## Problem details
Retype, exactly as they stand, the lines from the start of the data to the line that contains "w-full h-[50px] bg-[#f9f9f9]", both ends included. Leave the pictures out.

%%

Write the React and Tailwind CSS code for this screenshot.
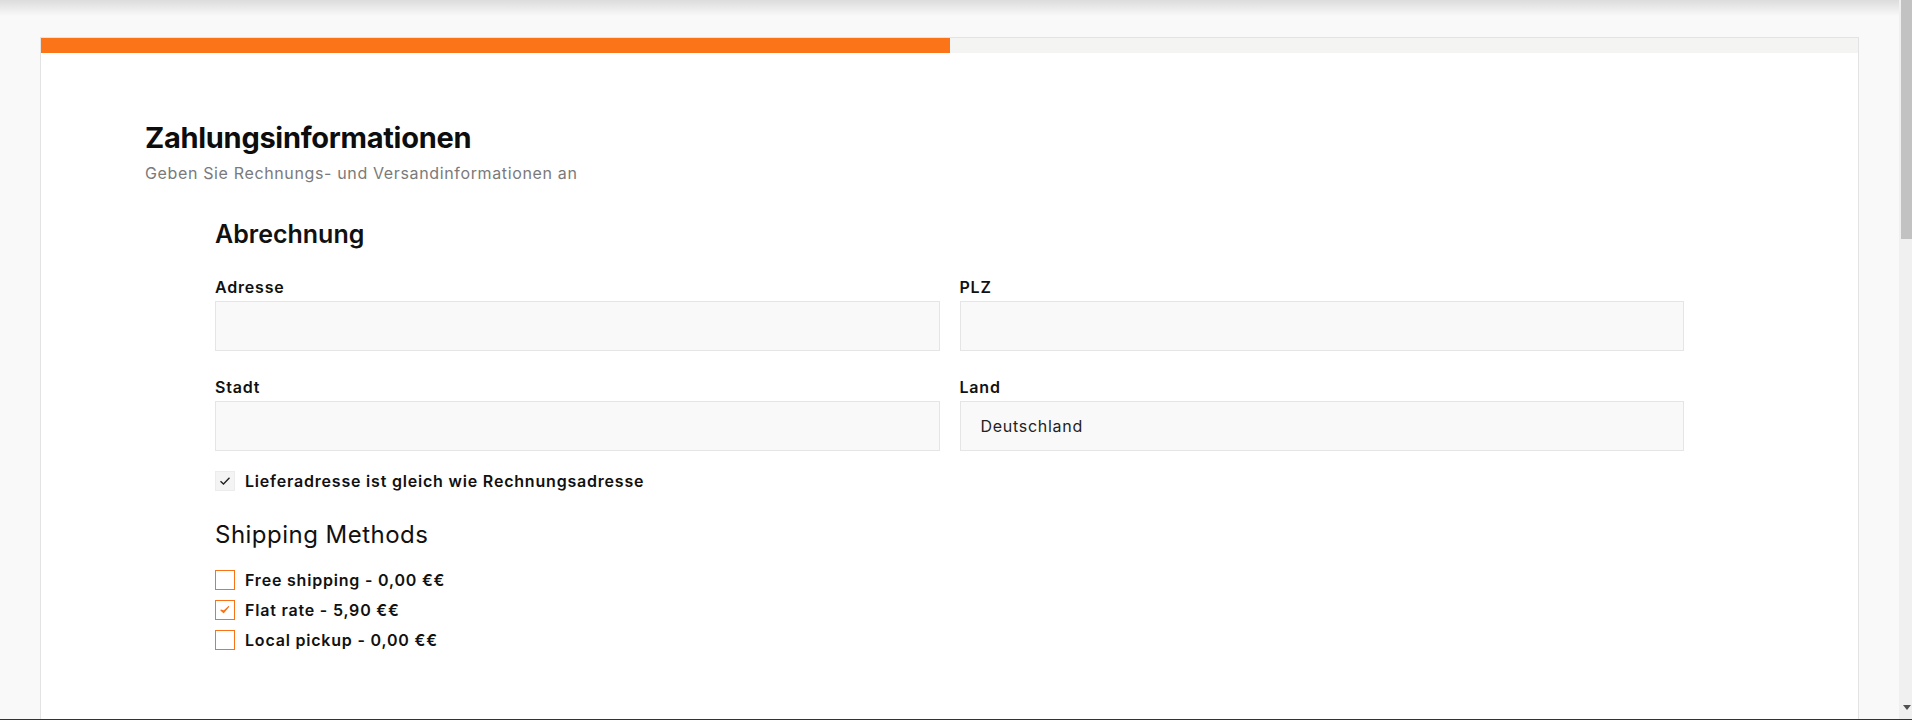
const labelCls = "block text-[16px] leading-[24px] font-semibold tracking-[0.05em] text-[#111]";
const inputCls =
  "block w-full h-[50px] bg-[#f9f9f9] border border-[#e5e5e5] px-5 text-[16px] leading-[24px] tracking-[0.045em] text-[#222] outline-none";

function Field({ label, value, className = "" }) {
  return (
    <div className={className}>
      <label className={labelCls}>{label}</label>
      <input className={`${inputCls} mt-[2px]`} defaultValue={value} />
    </div>
  );
}

function OrangeBox({ checked }) {
  return (
    <span className="w-5 h-5 shrink-0 border border-[#f97316] bg-white flex items-center justify-center">
      {checked && (
        <svg width="10" height="10" viewBox="0 0 10 10">
          <path d="M1 5.2 L3.6 7.6 L8.6 1.6 L4 6 Z" fill="#f97316" stroke="#f97316" strokeWidth="1.2" strokeLinejoin="round" />
        </svg>
      )}
    </span>
  );
}

const methods = [
  { label: "Free shipping - 0,00 €€", checked: false },
  { label: "Flat rate - 5,90 €€", checked: true },
  { label: "Local pickup - 0,00 €€", checked: false },
];

export default function App() {
  return (
    <div className="h-screen flex flex-col overflow-hidden font-['Inter',sans-serif] text-[#111]">
      <div className="flex-1 flex min-h-0">
        <main className="flex-1 flex flex-col bg-[#f9f9f9] min-w-0 min-h-0 overflow-hidden">
          <div className="h-4 shrink-0 bg-gradient-to-b from-[#dcdcdc] to-[#f9f9f9]" />
          <div className="flex-1 mt-[21px] mx-10 bg-white border border-b-0 border-[#e3e3e3]">
            <div className="h-[15px] bg-[#f4f4f2]">
              <div className="h-full w-1/2 bg-[#fb7418]" />
            </div>

            <div className="px-[104px] pt-[67px]">
              <h1 className="text-[29px] leading-[36px] font-bold tracking-[-0.01em] text-[#0d0d0d]">
                Zahlungsinformationen
              </h1>
              <p className="mt-[5px] text-[16px] leading-[24px] tracking-[0.04em] text-[#7a7a7a]">
                Geben Sie Rechnungs- und Versandinformationen an
              </p>

              <div className="px-[70px]">
                <h2 className="mt-[33px] text-[25px] leading-[32px] font-semibold">Abrechnung</h2>

                <div className="mt-[25px] grid grid-cols-2 gap-x-5 gap-y-6">
                  <Field label="Adresse" />
                  <Field label="PLZ" />
                  <Field label="Stadt" />
                  <Field label="Land" value="Deutschland" />
                </div>

                <label className="mt-[18px] flex items-center gap-[10px]">
                  <span className="w-5 h-5 shrink-0 bg-[#f4f4f4] border border-[#ececec] flex items-center justify-center">
                    <svg width="12" height="10" viewBox="0 0 12 10">
                      <path d="M1.5 5.2 L4.5 8 L10.5 1.8" fill="none" stroke="#222" strokeWidth="1.4" />
                    </svg>
                  </span>
                  <span className="text-[16px] leading-[24px] font-semibold tracking-[0.05em]">
                    Lieferadresse ist gleich wie Rechnungsadresse
                  </span>
                </label>

                <h3 className="mt-[26px] text-[24px] leading-[32px] font-normal tracking-[0.02em]">
                  Shipping Methods
                </h3>

                <ul className="mt-[19px] flex flex-col gap-[10px]">
                  {methods.map((m) => (
                    <li key={m.label} className="flex items-center gap-[10px]">
                      <OrangeBox checked={m.checked} />
                      <span className="text-[16px] leading-[20px] font-semibold tracking-[0.05em]">{m.label}</span>
                    </li>
                  ))}
                </ul>
              </div>
            </div>
          </div>
        </main>

        <div className="w-[13px] bg-[#f0f0f0] flex flex-col justify-between">
          <div className="h-[239px] ml-[2px] bg-[#c2c2c2]" />
          <div className="flex justify-end pr-px pb-[9px]">
            <svg width="8" height="5" viewBox="0 0 8 5">
              <path d="M0 0 H8 L4 5 Z" fill="#505050" />
            </svg>
          </div>
        </div>
      </div>
      <div className="h-px shrink-0 bg-[#333]" />
    </div>
  );
}
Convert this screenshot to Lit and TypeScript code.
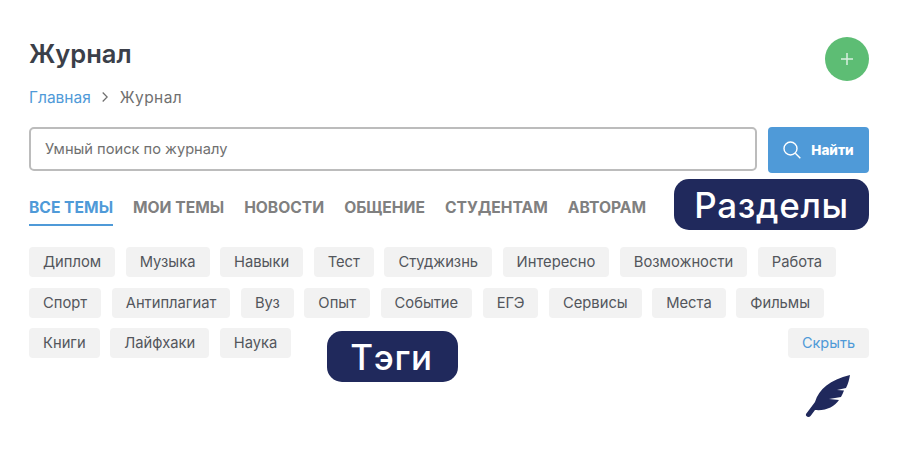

%%

## Task solution
Write the React and Tailwind CSS code for this screenshot.
const labelCls = "block text-[16px] leading-[24px] font-semibold tracking-[0.05em] text-[#111]";
const inputCls =
  "block w-full h-[50px] bg-[#f9f9f9] border border-[#e5e5e5] px-5 text-[16px] leading-[24px] tracking-[0.045em] text-[#222] outline-none";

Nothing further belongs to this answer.